Given instruction: Look through the material below. Copy every line with the string "components" in it.
»»
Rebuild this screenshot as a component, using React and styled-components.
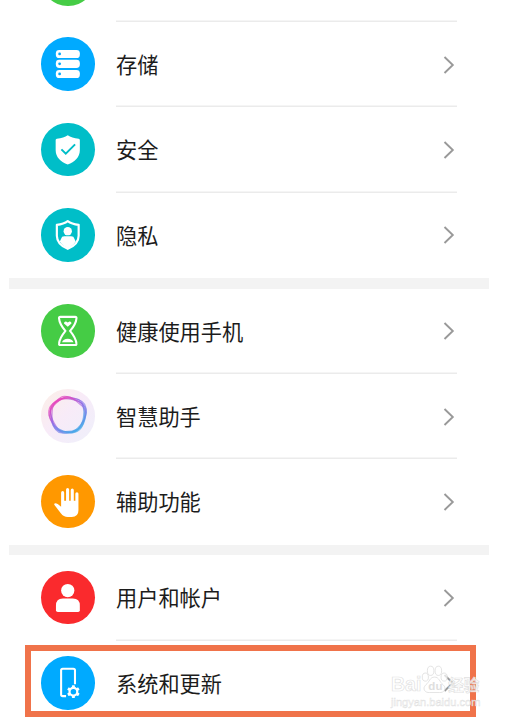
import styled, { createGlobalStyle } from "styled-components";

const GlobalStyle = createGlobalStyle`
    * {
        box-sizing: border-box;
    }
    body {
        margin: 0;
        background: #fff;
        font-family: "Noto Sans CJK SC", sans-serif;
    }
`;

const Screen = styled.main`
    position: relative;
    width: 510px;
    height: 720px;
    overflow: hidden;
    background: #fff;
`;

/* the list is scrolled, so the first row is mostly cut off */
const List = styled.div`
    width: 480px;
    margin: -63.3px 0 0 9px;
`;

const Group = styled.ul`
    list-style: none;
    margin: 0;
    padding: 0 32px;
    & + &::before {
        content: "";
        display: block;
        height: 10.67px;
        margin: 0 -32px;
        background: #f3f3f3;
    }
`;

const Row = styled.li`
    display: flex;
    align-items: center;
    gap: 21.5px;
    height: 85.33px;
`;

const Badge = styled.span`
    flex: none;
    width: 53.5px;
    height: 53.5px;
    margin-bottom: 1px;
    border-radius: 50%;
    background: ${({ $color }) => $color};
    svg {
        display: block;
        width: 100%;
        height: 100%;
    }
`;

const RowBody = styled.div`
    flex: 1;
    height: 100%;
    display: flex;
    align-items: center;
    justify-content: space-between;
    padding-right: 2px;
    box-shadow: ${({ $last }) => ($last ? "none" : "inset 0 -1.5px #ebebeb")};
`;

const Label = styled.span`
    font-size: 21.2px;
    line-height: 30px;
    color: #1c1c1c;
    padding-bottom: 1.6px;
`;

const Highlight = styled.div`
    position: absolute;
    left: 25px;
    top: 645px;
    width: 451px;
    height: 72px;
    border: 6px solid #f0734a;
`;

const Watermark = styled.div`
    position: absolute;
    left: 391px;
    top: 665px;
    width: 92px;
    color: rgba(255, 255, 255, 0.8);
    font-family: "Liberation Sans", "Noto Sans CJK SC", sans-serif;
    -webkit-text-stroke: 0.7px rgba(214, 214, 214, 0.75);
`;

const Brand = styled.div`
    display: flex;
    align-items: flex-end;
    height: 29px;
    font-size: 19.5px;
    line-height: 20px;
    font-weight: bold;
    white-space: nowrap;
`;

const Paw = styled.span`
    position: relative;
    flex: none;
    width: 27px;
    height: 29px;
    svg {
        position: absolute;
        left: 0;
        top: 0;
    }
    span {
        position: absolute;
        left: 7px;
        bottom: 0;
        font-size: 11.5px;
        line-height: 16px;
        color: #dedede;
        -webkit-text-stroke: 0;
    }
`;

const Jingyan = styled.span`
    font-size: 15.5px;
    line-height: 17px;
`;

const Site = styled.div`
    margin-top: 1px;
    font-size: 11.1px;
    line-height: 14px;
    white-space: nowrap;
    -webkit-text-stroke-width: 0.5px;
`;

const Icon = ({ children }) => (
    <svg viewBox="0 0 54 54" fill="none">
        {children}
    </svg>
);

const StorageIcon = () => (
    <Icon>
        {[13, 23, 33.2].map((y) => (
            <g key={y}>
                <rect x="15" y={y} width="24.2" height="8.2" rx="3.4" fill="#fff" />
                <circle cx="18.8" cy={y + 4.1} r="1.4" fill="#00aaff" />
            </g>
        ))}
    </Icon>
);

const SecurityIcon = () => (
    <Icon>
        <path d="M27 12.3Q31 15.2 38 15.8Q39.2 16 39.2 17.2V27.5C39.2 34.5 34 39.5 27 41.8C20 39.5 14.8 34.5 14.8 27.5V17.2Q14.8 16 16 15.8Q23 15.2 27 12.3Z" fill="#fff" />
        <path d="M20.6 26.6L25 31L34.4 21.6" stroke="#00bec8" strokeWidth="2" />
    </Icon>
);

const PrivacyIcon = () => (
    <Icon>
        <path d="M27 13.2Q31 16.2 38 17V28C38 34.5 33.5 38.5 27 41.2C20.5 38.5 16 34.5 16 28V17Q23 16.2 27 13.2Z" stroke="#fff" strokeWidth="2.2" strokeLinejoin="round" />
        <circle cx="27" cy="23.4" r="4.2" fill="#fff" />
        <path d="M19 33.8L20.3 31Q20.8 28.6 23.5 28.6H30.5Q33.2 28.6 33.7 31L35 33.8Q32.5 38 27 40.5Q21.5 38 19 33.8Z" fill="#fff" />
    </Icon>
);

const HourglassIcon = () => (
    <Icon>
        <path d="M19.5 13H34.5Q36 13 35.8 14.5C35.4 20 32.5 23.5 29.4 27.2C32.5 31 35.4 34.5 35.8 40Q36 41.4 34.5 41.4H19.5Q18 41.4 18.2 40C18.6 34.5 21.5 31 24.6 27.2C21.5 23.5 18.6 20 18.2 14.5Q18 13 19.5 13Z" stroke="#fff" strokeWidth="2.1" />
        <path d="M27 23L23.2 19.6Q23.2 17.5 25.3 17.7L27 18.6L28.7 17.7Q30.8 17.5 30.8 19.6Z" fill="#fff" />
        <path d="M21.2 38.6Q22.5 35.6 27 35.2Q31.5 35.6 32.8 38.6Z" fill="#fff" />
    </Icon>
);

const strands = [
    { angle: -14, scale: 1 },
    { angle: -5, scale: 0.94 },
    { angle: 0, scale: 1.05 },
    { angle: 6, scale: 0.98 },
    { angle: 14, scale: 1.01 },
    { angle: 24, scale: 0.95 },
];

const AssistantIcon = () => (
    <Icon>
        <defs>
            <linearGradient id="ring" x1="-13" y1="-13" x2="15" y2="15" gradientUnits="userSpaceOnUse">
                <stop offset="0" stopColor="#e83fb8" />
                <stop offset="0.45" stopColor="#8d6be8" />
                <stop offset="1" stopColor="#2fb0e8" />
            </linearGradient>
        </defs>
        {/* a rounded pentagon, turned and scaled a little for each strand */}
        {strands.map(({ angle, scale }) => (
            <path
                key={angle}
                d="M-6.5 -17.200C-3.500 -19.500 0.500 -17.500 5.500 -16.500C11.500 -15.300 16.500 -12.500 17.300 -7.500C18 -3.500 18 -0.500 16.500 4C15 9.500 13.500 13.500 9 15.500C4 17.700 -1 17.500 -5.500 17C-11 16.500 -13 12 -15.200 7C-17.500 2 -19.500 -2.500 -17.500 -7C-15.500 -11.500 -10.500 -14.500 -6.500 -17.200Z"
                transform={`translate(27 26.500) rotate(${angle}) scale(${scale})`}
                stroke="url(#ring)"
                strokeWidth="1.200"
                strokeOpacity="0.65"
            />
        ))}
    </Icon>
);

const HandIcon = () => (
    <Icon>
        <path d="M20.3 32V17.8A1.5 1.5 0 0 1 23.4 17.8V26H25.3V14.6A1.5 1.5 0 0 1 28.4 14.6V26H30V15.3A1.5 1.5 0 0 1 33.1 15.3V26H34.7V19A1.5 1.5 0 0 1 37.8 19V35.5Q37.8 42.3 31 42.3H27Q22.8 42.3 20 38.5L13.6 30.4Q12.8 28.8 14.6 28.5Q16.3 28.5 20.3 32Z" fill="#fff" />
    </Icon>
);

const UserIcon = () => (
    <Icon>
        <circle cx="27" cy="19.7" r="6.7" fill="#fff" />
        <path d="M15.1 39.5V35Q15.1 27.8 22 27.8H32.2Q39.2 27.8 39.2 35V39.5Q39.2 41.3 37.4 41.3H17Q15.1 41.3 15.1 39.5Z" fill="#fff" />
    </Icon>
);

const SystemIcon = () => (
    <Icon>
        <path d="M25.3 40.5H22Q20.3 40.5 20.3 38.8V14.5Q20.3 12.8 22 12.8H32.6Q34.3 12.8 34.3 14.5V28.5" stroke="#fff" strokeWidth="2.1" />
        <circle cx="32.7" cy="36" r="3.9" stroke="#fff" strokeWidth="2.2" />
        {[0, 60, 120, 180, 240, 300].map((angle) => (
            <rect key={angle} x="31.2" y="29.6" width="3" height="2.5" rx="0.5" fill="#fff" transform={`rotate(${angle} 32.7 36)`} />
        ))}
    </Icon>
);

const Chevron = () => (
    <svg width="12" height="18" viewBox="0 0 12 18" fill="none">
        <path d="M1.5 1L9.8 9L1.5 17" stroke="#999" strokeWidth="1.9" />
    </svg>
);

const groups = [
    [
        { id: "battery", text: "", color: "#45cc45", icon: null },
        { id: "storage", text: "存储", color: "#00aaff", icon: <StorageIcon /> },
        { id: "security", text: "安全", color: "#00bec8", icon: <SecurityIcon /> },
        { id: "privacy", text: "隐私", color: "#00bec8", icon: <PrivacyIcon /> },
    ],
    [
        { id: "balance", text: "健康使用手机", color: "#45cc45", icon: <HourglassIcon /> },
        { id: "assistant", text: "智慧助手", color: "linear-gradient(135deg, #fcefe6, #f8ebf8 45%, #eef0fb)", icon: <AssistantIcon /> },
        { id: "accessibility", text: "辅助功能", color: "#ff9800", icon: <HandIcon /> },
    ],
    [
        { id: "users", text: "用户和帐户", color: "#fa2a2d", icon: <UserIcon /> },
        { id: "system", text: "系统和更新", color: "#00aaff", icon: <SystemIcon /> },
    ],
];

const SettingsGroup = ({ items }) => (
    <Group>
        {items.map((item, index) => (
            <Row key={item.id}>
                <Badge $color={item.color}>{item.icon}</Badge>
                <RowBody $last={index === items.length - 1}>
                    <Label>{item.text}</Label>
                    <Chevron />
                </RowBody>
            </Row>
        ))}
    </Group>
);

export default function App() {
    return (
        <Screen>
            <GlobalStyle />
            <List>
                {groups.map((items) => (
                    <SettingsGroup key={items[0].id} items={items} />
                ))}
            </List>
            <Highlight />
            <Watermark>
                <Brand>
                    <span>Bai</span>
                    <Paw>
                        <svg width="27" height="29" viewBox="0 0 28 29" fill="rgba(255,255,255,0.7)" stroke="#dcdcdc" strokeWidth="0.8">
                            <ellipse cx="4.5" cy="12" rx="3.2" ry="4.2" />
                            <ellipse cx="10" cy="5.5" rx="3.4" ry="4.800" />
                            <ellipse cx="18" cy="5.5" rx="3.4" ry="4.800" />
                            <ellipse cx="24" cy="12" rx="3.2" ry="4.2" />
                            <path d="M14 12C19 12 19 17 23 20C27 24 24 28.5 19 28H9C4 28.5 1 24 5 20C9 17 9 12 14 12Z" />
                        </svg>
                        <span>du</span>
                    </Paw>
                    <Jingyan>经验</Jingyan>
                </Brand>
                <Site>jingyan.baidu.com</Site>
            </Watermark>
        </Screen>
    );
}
««
Full response:
Rebuild this screenshot as a component, using React and styled-components.
import styled, { createGlobalStyle } from "styled-components";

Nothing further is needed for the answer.